- Stated exercise -
Extract the full listing verbatim and drop any pictures from your copy.
======== Given material
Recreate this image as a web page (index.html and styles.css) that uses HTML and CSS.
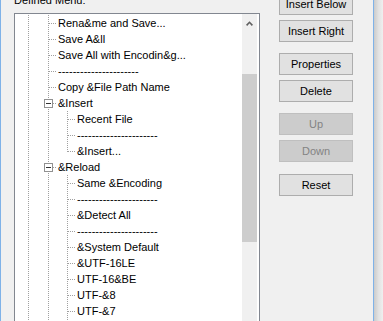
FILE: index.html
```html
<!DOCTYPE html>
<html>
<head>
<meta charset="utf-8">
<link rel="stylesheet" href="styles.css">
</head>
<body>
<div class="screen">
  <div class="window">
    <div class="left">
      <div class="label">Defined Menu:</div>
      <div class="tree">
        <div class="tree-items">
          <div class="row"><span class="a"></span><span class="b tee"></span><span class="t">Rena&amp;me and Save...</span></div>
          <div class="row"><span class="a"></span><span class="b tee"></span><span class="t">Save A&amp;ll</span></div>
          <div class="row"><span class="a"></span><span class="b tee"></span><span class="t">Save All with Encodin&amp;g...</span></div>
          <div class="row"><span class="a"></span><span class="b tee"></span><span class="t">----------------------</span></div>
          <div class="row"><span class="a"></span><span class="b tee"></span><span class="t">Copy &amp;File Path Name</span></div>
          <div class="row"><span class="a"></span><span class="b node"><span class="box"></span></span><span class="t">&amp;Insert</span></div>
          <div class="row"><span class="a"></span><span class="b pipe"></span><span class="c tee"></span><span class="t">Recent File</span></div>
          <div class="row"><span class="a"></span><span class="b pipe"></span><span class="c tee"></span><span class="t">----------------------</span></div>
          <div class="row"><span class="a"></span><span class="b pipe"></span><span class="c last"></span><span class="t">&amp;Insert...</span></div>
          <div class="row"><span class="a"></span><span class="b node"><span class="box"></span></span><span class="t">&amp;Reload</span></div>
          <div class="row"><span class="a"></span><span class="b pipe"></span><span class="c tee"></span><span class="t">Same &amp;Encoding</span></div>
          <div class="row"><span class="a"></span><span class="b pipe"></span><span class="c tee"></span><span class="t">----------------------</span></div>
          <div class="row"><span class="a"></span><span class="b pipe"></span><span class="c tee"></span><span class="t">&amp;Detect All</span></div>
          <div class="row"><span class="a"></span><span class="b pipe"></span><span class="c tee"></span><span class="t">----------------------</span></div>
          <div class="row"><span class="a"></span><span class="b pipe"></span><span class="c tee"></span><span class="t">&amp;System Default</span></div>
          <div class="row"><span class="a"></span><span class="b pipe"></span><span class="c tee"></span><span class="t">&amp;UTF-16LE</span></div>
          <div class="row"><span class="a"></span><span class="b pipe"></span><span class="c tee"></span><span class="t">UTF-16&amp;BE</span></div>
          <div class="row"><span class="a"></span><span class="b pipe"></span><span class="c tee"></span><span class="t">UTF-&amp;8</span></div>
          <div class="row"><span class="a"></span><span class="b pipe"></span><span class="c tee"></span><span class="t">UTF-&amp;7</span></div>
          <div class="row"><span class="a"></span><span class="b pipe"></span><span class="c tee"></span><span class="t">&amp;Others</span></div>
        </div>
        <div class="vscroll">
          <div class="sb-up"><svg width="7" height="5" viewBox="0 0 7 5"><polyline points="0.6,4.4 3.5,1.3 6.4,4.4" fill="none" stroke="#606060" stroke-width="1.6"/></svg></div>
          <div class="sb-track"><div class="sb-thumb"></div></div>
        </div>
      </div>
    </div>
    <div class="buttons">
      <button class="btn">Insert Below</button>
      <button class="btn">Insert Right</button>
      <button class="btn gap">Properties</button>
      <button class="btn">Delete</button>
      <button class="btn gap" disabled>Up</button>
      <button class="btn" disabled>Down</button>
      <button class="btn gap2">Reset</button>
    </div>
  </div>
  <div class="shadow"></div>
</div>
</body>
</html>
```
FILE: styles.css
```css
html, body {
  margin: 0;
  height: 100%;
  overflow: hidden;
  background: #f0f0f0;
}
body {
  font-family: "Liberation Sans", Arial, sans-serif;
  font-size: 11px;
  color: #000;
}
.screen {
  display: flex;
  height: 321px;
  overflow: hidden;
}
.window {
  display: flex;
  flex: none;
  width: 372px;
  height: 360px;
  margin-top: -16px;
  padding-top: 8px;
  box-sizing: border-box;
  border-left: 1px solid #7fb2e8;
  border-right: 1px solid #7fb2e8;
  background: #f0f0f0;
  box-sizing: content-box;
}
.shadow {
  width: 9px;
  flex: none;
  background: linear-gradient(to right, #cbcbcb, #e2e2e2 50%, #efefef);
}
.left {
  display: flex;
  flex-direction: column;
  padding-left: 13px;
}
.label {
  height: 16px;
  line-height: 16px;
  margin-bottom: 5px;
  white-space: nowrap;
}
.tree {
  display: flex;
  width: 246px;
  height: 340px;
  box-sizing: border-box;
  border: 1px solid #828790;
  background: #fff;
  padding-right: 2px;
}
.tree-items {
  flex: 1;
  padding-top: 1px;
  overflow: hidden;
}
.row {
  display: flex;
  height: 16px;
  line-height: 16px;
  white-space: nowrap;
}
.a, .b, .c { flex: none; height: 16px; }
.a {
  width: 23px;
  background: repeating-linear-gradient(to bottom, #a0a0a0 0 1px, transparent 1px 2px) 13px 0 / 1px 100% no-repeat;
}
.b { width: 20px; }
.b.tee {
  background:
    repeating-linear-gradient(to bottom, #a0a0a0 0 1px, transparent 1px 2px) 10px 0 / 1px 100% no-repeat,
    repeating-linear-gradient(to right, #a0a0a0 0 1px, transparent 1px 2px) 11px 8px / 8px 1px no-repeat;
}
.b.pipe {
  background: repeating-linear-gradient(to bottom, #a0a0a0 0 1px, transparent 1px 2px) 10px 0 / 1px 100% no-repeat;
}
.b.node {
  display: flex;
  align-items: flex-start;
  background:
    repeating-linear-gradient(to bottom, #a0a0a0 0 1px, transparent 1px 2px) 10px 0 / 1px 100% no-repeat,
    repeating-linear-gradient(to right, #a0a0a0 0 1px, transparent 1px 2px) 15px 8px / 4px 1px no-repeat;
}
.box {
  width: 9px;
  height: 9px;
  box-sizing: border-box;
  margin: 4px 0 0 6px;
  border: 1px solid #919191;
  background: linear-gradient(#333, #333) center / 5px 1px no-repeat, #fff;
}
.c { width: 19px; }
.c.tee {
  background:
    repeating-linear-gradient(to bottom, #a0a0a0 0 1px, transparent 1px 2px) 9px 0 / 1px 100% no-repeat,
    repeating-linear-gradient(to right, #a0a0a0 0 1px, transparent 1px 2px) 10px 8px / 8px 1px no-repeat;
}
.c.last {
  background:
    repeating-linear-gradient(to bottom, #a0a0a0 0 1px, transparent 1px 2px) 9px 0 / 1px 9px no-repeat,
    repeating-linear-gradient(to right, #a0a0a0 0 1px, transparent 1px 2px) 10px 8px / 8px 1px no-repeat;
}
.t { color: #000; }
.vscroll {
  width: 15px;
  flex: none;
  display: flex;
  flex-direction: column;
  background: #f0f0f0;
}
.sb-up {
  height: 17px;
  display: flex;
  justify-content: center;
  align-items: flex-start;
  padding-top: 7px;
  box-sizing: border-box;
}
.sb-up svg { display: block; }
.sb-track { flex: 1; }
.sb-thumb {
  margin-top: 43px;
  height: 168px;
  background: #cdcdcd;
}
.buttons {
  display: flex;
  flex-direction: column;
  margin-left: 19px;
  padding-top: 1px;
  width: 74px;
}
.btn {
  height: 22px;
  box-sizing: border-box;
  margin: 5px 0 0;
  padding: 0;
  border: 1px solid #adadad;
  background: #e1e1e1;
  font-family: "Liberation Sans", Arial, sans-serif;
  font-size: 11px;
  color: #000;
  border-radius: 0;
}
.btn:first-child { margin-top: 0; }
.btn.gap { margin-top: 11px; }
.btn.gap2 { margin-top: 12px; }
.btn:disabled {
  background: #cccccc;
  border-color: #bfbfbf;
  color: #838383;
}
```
================
- Solved problem -
Recreate this image as a web page (index.html and styles.css) that uses HTML and CSS.
FILE: index.html
```html
<!DOCTYPE html>
<html>
<head>
<meta charset="utf-8">
<link rel="stylesheet" href="styles.css">
</head>
<body>
<div class="screen">
  <div class="window">
    <div class="left">
      <div class="label">Defined Menu:</div>
      <div class="tree">
        <div class="tree-items">
          <div class="row"><span class="a"></span><span class="b tee"></span><span class="t">Rena&amp;me and Save...</span></div>
          <div class="row"><span class="a"></span><span class="b tee"></span><span class="t">Save A&amp;ll</span></div>
          <div class="row"><span class="a"></span><span class="b tee"></span><span class="t">Save All with Encodin&amp;g...</span></div>
          <div class="row"><span class="a"></span><span class="b tee"></span><span class="t">----------------------</span></div>
          <div class="row"><span class="a"></span><span class="b tee"></span><span class="t">Copy &amp;File Path Name</span></div>
          <div class="row"><span class="a"></span><span class="b node"><span class="box"></span></span><span class="t">&amp;Insert</span></div>
          <div class="row"><span class="a"></span><span class="b pipe"></span><span class="c tee"></span><span class="t">Recent File</span></div>
          <div class="row"><span class="a"></span><span class="b pipe"></span><span class="c tee"></span><span class="t">----------------------</span></div>
          <div class="row"><span class="a"></span><span class="b pipe"></span><span class="c last"></span><span class="t">&amp;Insert...</span></div>
          <div class="row"><span class="a"></span><span class="b node"><span class="box"></span></span><span class="t">&amp;Reload</span></div>
          <div class="row"><span class="a"></span><span class="b pipe"></span><span class="c tee"></span><span class="t">Same &amp;Encoding</span></div>
          <div class="row"><span class="a"></span><span class="b pipe"></span><span class="c tee"></span><span class="t">----------------------</span></div>
          <div class="row"><span class="a"></span><span class="b pipe"></span><span class="c tee"></span><span class="t">&amp;Detect All</span></div>
          <div class="row"><span class="a"></span><span class="b pipe"></span><span class="c tee"></span><span class="t">----------------------</span></div>
          <div class="row"><span class="a"></span><span class="b pipe"></span><span class="c tee"></span><span class="t">&amp;System Default</span></div>
          <div class="row"><span class="a"></span><span class="b pipe"></span><span class="c tee"></span><span class="t">&amp;UTF-16LE</span></div>
          <div class="row"><span class="a"></span><span class="b pipe"></span><span class="c tee"></span><span class="t">UTF-16&amp;BE</span></div>
          <div class="row"><span class="a"></span><span class="b pipe"></span><span class="c tee"></span><span class="t">UTF-&amp;8</span></div>
          <div class="row"><span class="a"></span><span class="b pipe"></span><span class="c tee"></span><span class="t">UTF-&amp;7</span></div>
          <div class="row"><span class="a"></span><span class="b pipe"></span><span class="c tee"></span><span class="t">&amp;Others</span></div>
        </div>
        <div class="vscroll">
          <div class="sb-up"><svg width="7" height="5" viewBox="0 0 7 5"><polyline points="0.6,4.4 3.5,1.3 6.4,4.4" fill="none" stroke="#606060" stroke-width="1.6"/></svg></div>
          <div class="sb-track"><div class="sb-thumb"></div></div>
        </div>
      </div>
    </div>
    <div class="buttons">
      <button class="btn">Insert Below</button>
      <button class="btn">Insert Right</button>
      <button class="btn gap">Properties</button>
      <button class="btn">Delete</button>
      <button class="btn gap" disabled>Up</button>
      <button class="btn" disabled>Down</button>
      <button class="btn gap2">Reset</button>
    </div>
  </div>
  <div class="shadow"></div>
</div>
</body>
</html>
```
FILE: styles.css
```css
html, body {
  margin: 0;
  height: 100%;
  overflow: hidden;
  background: #f0f0f0;
}
body {
  font-family: "Liberation Sans", Arial, sans-serif;
  font-size: 11px;
  color: #000;
}
.screen {
  display: flex;
  height: 321px;
  overflow: hidden;
}
.window {
  display: flex;
  flex: none;
  width: 372px;
  height: 360px;
  margin-top: -16px;
  padding-top: 8px;
  box-sizing: border-box;
  border-left: 1px solid #7fb2e8;
  border-right: 1px solid #7fb2e8;
  background: #f0f0f0;
  box-sizing: content-box;
}
.shadow {
  width: 9px;
  flex: none;
  background: linear-gradient(to right, #cbcbcb, #e2e2e2 50%, #efefef);
}
.left {
  display: flex;
  flex-direction: column;
  padding-left: 13px;
}
.label {
  height: 16px;
  line-height: 16px;
  margin-bottom: 5px;
  white-space: nowrap;
}
.tree {
  display: flex;
  width: 246px;
  height: 340px;
  box-sizing: border-box;
  border: 1px solid #828790;
  background: #fff;
  padding-right: 2px;
}
.tree-items {
  flex: 1;
  padding-top: 1px;
  overflow: hidden;
}
.row {
  display: flex;
  height: 16px;
  line-height: 16px;
  white-space: nowrap;
}
.a, .b, .c { flex: none; height: 16px; }
.a {
  width: 23px;
  background: repeating-linear-gradient(to bottom, #a0a0a0 0 1px, transparent 1px 2px) 13px 0 / 1px 100% no-repeat;
}
.b { width: 20px; }
.b.tee {
  background:
    repeating-linear-gradient(to bottom, #a0a0a0 0 1px, transparent 1px 2px) 10px 0 / 1px 100% no-repeat,
    repeating-linear-gradient(to right, #a0a0a0 0 1px, transparent 1px 2px) 11px 8px / 8px 1px no-repeat;
}
.b.pipe {
  background: repeating-linear-gradient(to bottom, #a0a0a0 0 1px, transparent 1px 2px) 10px 0 / 1px 100% no-repeat;
}
.b.node {
  display: flex;
  align-items: flex-start;
  background:
    repeating-linear-gradient(to bottom, #a0a0a0 0 1px, transparent 1px 2px) 10px 0 / 1px 100% no-repeat,
    repeating-linear-gradient(to right, #a0a0a0 0 1px, transparent 1px 2px) 15px 8px / 4px 1px no-repeat;
}
.box {
  width: 9px;
  height: 9px;
  box-sizing: border-box;
  margin: 4px 0 0 6px;
  border: 1px solid #919191;
  background: linear-gradient(#333, #333) center / 5px 1px no-repeat, #fff;
}
.c { width: 19px; }
.c.tee {
  background:
    repeating-linear-gradient(to bottom, #a0a0a0 0 1px, transparent 1px 2px) 9px 0 / 1px 100% no-repeat,
    repeating-linear-gradient(to right, #a0a0a0 0 1px, transparent 1px 2px) 10px 8px / 8px 1px no-repeat;
}
.c.last {
  background:
    repeating-linear-gradient(to bottom, #a0a0a0 0 1px, transparent 1px 2px) 9px 0 / 1px 9px no-repeat,
    repeating-linear-gradient(to right, #a0a0a0 0 1px, transparent 1px 2px) 10px 8px / 8px 1px no-repeat;
}
.t { color: #000; }
.vscroll {
  width: 15px;
  flex: none;
  display: flex;
  flex-direction: column;
  background: #f0f0f0;
}
.sb-up {
  height: 17px;
  display: flex;
  justify-content: center;
  align-items: flex-start;
  padding-top: 7px;
  box-sizing: border-box;
}
.sb-up svg { display: block; }
.sb-track { flex: 1; }
.sb-thumb {
  margin-top: 43px;
  height: 168px;
  background: #cdcdcd;
}
.buttons {
  display: flex;
  flex-direction: column;
  margin-left: 19px;
  padding-top: 1px;
  width: 74px;
}
.btn {
  height: 22px;
  box-sizing: border-box;
  margin: 5px 0 0;
  padding: 0;
  border: 1px solid #adadad;
  background: #e1e1e1;
  font-family: "Liberation Sans", Arial, sans-serif;
  font-size: 11px;
  color: #000;
  border-radius: 0;
}
.btn:first-child { margin-top: 0; }
.btn.gap { margin-top: 11px; }
.btn.gap2 { margin-top: 12px; }
.btn:disabled {
  background: #cccccc;
  border-color: #bfbfbf;
  color: #838383;
}
```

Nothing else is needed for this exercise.